** Start **

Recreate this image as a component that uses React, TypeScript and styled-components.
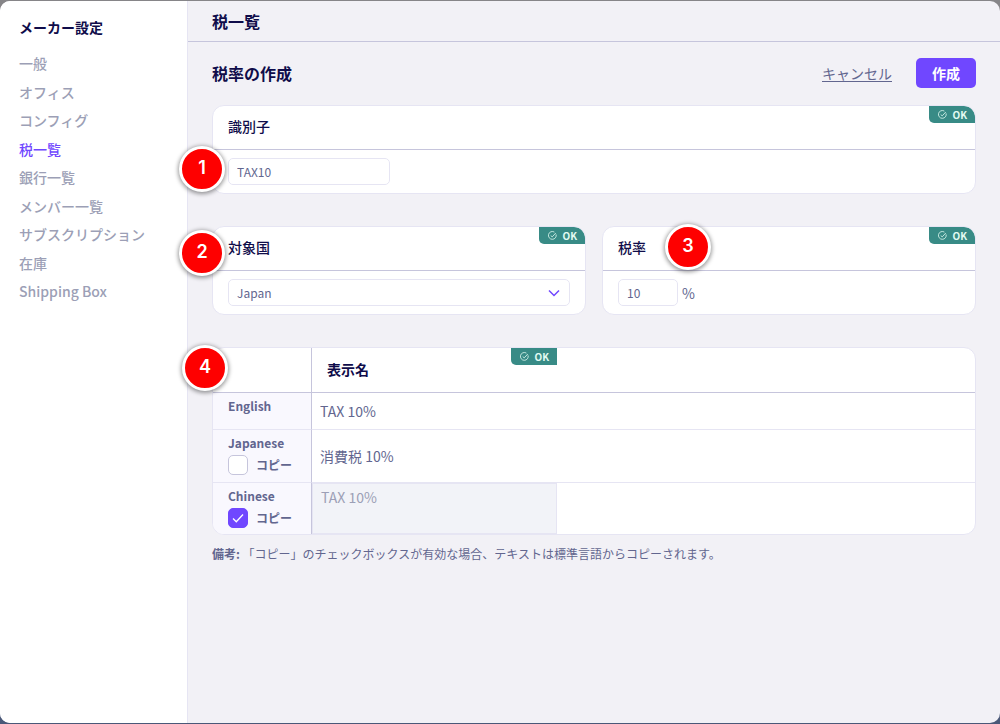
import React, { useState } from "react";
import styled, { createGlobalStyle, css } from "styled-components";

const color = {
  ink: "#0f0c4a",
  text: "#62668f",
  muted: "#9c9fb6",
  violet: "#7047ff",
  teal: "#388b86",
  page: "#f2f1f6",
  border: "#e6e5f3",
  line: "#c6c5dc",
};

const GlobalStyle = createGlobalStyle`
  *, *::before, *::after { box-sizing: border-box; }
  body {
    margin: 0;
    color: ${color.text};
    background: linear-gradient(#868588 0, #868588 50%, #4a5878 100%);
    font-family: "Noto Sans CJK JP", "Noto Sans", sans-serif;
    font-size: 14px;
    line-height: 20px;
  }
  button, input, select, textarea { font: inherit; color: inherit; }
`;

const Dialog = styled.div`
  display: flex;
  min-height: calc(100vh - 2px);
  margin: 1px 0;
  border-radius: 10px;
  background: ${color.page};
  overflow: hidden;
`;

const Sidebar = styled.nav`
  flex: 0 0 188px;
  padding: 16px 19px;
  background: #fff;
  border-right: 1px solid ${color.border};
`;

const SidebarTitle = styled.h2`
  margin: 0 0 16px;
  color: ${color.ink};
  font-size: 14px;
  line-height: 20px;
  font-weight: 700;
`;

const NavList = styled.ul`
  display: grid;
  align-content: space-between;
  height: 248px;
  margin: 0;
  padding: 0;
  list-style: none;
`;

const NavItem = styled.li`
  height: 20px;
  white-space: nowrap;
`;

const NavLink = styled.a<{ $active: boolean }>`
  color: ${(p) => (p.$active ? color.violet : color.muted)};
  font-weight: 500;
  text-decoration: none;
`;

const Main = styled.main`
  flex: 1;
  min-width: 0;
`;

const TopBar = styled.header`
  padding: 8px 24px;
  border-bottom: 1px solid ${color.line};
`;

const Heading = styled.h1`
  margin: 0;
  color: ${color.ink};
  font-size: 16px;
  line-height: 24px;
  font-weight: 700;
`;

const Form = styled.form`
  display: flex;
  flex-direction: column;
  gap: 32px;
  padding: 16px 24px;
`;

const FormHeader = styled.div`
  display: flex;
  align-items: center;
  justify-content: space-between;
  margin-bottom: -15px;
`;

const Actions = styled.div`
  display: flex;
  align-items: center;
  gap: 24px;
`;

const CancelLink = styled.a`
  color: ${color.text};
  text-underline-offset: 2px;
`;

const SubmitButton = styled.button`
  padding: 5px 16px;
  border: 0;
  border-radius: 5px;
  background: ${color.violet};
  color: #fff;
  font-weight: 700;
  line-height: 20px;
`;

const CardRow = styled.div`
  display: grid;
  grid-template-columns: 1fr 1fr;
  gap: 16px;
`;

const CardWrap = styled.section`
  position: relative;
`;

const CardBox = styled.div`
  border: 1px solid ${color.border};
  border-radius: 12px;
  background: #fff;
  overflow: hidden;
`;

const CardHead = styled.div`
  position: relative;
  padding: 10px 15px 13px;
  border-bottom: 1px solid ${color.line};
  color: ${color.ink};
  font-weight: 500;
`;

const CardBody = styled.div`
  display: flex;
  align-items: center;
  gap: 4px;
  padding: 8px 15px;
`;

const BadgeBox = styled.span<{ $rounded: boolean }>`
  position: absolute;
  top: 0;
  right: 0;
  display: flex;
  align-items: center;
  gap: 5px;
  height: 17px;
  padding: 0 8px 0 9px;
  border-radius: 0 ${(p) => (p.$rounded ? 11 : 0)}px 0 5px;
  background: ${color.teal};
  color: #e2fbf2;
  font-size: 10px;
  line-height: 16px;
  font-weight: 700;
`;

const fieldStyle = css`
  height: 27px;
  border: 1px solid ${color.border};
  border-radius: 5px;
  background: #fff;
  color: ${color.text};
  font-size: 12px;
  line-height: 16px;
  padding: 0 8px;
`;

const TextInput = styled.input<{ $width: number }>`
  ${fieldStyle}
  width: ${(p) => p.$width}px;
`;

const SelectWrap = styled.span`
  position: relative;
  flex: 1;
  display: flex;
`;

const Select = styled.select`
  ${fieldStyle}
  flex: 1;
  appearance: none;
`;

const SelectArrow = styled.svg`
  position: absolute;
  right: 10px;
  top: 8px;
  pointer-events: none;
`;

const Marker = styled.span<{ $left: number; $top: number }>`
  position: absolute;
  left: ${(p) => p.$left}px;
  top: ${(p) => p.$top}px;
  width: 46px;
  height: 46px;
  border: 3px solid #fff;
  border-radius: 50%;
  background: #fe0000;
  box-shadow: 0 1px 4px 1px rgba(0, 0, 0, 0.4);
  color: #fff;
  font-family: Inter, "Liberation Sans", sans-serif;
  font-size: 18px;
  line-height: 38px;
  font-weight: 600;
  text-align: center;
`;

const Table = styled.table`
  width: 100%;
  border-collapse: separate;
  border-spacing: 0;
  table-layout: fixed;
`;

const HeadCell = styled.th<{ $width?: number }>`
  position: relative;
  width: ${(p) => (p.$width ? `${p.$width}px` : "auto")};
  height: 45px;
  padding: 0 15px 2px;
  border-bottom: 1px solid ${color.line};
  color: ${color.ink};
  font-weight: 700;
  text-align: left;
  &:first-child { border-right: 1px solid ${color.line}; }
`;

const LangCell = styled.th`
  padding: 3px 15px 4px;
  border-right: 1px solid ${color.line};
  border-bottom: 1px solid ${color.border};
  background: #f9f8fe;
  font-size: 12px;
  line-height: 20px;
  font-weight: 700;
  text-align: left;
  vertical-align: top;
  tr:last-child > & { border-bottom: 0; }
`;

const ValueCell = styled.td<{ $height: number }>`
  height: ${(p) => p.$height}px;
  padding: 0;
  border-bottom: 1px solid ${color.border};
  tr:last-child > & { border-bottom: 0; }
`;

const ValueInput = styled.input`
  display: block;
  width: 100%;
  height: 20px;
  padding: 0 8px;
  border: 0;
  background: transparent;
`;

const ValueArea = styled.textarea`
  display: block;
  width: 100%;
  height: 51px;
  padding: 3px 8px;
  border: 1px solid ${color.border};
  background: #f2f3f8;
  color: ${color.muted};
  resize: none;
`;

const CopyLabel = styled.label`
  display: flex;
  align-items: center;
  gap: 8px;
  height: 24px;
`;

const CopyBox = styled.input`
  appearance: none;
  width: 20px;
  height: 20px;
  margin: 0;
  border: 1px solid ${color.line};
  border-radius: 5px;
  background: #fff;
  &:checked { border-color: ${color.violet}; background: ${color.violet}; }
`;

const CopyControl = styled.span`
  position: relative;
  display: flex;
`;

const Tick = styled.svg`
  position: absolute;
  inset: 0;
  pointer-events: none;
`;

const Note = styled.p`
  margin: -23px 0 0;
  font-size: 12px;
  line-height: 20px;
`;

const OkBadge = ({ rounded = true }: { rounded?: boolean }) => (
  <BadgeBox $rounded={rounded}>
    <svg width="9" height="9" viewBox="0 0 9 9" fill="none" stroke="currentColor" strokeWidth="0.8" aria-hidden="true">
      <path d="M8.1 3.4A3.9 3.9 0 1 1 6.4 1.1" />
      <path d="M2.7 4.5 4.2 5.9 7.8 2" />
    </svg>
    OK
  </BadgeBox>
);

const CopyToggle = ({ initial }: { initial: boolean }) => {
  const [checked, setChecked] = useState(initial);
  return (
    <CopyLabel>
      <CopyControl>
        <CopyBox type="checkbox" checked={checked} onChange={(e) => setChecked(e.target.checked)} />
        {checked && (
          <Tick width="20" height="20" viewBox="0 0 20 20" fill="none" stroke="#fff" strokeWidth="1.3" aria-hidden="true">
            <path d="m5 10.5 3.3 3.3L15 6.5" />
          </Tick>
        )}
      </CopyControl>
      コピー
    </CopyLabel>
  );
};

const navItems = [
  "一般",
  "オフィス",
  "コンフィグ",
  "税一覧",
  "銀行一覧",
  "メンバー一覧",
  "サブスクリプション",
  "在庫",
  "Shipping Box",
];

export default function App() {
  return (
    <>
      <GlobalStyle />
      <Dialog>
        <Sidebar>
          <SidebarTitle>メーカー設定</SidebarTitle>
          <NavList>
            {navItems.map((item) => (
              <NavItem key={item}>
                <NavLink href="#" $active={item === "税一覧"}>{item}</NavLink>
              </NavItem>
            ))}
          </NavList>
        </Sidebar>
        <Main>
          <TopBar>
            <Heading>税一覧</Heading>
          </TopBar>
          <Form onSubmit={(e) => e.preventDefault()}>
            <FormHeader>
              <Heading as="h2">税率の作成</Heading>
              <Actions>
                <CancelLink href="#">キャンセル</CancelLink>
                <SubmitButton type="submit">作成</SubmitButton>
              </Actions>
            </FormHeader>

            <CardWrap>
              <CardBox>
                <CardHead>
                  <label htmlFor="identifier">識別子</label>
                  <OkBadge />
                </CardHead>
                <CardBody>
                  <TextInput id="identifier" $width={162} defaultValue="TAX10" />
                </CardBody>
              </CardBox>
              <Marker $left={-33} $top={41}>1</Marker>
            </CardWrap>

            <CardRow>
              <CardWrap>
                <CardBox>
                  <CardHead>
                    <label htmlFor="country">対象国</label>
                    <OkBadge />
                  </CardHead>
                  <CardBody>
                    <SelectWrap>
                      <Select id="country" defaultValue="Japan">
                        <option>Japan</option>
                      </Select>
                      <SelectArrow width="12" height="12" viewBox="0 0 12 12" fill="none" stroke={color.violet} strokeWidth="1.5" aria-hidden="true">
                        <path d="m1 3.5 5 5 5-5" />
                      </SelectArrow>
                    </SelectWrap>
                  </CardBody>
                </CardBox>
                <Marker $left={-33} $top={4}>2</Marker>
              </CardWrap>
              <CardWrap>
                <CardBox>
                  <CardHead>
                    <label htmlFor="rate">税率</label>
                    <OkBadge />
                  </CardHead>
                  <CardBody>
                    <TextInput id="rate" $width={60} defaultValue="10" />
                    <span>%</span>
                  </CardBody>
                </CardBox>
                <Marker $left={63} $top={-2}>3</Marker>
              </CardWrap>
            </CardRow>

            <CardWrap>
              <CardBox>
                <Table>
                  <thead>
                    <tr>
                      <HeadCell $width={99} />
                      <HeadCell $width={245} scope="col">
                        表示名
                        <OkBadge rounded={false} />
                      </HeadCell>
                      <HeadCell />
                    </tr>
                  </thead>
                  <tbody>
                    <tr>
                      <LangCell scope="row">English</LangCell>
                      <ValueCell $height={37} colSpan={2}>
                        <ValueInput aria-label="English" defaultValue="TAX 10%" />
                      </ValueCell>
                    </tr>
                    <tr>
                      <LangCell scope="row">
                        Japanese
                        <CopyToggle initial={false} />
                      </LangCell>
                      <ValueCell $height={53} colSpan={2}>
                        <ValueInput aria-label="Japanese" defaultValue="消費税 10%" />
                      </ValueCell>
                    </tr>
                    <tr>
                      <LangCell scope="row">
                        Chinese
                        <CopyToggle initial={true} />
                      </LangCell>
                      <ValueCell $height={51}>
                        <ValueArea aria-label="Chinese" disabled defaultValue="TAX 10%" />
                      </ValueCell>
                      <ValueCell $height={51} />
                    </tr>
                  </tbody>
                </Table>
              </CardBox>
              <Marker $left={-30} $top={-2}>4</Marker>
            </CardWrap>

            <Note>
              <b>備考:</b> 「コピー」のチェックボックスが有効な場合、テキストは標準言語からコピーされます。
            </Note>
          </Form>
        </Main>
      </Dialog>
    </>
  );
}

** End **

• [TASK TO COMPLETE] Work out the number of lines in this listing that include the word "React". Reply with that number only.

• [COMPLETE ANSWER] 2